§ **GIVEN RECORDS**:
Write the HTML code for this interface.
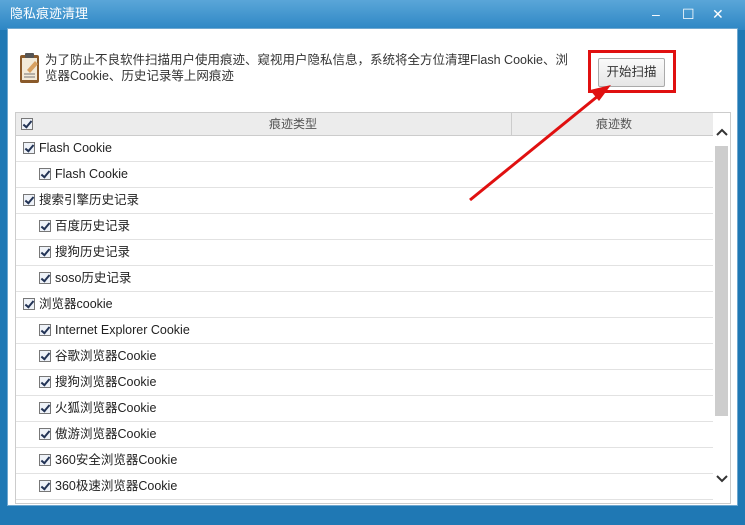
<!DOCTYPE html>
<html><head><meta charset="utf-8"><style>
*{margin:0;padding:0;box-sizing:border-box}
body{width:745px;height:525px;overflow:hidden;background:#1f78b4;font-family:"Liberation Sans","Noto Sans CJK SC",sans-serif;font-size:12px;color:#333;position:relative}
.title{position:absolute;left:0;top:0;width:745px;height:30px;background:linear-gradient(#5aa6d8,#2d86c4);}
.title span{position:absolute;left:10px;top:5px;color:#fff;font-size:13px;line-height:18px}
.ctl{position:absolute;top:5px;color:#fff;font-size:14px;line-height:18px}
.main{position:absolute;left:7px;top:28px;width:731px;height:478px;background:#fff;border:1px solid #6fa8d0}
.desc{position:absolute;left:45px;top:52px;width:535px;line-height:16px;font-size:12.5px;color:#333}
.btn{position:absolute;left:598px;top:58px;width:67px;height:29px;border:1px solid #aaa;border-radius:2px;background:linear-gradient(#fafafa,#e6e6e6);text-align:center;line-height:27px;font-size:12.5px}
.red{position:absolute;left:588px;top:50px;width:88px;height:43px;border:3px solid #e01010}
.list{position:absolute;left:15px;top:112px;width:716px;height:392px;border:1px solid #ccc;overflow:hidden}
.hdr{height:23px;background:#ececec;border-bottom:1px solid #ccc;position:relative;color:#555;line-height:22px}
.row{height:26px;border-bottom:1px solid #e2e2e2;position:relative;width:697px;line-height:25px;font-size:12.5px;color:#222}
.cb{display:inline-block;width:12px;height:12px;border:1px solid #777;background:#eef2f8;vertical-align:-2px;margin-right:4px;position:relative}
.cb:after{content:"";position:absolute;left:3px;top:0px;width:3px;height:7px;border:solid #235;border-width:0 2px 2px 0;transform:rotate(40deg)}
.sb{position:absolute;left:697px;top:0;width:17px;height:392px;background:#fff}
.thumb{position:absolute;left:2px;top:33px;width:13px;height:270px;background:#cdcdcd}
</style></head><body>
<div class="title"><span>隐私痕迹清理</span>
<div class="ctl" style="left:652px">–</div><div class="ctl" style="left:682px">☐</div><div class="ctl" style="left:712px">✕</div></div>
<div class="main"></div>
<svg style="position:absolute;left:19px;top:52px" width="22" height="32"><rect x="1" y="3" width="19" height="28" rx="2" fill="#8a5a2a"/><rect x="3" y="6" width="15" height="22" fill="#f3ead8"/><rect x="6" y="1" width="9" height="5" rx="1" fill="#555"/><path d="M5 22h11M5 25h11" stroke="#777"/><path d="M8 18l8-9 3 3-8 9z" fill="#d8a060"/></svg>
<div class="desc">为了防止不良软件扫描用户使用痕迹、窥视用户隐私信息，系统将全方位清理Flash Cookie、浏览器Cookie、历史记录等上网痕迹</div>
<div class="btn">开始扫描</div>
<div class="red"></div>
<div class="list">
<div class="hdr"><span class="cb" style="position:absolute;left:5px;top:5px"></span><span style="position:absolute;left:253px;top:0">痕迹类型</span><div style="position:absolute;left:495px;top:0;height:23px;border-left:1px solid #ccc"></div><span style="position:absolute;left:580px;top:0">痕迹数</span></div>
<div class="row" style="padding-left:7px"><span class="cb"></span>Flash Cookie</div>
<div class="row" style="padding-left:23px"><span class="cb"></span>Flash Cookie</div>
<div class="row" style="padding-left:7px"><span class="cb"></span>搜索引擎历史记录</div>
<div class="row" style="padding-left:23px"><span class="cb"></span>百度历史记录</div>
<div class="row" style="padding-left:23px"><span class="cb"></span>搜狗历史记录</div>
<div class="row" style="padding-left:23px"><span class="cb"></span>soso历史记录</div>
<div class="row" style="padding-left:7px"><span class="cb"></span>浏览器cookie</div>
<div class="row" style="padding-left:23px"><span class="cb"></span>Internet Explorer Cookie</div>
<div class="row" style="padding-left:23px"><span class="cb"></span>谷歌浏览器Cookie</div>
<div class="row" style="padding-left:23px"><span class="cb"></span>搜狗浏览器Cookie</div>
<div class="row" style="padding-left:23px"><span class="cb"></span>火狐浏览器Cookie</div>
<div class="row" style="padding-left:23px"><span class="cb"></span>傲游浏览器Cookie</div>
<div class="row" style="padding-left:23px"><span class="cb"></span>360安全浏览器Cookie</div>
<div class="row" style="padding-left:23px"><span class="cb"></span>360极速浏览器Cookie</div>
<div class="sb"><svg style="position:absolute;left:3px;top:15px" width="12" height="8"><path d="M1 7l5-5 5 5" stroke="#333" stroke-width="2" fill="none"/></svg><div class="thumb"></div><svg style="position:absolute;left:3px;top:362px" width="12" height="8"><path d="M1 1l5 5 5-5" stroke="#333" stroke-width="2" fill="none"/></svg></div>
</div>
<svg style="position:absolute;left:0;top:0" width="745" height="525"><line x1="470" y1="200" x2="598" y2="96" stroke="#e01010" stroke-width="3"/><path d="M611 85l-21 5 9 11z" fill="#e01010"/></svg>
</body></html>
--
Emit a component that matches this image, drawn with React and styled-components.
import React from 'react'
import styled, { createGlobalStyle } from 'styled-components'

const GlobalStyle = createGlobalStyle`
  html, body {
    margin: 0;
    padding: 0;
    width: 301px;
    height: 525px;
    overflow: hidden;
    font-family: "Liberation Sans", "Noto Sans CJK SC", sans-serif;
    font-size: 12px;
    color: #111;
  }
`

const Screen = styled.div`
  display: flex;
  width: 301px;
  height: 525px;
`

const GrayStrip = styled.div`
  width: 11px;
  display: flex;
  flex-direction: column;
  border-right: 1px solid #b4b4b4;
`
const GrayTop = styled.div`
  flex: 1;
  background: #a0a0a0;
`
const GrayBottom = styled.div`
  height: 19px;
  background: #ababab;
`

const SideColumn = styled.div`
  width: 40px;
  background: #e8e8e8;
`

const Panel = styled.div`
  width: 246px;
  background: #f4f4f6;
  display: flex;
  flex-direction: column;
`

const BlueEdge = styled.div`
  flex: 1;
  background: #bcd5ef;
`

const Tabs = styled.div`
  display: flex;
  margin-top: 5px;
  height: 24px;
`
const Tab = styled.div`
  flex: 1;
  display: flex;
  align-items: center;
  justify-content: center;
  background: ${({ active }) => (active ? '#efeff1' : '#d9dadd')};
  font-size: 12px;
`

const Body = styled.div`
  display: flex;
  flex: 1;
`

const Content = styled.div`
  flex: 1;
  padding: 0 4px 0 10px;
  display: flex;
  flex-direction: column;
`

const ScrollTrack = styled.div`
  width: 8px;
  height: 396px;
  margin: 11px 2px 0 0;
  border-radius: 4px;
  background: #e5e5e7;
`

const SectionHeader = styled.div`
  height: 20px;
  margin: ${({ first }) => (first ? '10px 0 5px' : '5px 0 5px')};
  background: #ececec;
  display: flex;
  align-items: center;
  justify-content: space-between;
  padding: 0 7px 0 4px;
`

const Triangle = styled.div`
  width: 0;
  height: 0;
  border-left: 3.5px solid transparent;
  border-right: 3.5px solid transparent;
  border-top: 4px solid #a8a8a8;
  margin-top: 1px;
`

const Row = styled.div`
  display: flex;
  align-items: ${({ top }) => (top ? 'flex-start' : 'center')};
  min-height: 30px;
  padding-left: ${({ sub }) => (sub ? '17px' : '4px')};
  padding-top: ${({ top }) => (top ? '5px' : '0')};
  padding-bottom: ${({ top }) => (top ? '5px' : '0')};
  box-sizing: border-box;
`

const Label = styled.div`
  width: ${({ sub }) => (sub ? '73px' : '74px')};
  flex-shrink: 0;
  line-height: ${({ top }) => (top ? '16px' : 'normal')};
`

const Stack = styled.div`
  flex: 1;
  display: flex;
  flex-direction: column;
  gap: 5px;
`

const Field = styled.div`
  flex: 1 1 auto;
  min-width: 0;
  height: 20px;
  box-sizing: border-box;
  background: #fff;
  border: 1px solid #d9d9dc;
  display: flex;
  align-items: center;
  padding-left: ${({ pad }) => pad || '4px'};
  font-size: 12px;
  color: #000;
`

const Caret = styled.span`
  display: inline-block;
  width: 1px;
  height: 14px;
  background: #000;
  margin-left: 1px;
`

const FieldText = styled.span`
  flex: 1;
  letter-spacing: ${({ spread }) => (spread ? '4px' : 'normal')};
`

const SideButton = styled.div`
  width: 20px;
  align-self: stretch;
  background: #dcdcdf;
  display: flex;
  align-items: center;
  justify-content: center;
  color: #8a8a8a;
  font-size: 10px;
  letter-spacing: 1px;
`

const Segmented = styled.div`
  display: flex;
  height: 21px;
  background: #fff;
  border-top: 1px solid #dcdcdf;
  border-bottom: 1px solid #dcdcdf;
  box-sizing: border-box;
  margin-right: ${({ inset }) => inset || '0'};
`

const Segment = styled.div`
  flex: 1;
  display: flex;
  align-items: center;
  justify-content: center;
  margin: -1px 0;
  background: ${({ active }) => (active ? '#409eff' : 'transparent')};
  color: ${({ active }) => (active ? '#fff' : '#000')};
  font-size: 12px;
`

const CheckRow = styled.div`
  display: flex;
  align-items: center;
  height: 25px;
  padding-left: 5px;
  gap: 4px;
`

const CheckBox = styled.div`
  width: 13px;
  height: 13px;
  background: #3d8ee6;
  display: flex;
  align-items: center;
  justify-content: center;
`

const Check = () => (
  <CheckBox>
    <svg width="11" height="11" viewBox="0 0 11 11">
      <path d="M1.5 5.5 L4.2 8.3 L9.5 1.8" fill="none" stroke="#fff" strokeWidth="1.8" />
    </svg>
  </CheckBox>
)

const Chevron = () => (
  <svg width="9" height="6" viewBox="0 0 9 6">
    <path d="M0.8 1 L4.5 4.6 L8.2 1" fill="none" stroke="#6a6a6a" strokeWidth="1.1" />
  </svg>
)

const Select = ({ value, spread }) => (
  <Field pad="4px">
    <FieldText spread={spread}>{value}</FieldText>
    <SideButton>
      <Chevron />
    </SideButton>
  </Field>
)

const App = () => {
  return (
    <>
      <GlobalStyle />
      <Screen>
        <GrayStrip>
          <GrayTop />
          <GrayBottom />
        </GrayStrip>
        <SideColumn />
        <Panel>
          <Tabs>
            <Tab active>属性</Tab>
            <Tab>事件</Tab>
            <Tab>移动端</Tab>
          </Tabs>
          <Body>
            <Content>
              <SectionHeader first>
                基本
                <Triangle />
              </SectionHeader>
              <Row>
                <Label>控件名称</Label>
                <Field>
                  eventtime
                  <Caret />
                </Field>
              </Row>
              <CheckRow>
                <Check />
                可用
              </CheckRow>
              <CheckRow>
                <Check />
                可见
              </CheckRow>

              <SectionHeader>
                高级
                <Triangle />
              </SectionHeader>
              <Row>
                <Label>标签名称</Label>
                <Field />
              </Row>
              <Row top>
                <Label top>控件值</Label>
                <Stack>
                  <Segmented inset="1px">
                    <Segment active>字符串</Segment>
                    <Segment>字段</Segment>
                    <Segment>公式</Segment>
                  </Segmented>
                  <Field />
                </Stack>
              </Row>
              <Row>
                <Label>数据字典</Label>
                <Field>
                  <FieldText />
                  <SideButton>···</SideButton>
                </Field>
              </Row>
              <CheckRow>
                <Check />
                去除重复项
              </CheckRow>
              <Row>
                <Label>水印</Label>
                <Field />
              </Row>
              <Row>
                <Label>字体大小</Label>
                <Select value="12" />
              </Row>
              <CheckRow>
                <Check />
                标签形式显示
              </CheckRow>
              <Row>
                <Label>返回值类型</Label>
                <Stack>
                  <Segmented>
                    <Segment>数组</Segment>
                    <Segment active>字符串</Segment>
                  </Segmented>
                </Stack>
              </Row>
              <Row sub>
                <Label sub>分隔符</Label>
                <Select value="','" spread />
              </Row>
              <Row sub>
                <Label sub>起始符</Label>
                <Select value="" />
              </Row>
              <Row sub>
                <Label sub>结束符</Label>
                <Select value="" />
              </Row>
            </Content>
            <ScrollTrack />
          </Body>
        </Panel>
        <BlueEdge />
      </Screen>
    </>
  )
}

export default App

§ **TO DO**: Say how many lines include the word "React"; reply with the number alone.

§ **FULL OUTPUT**: 2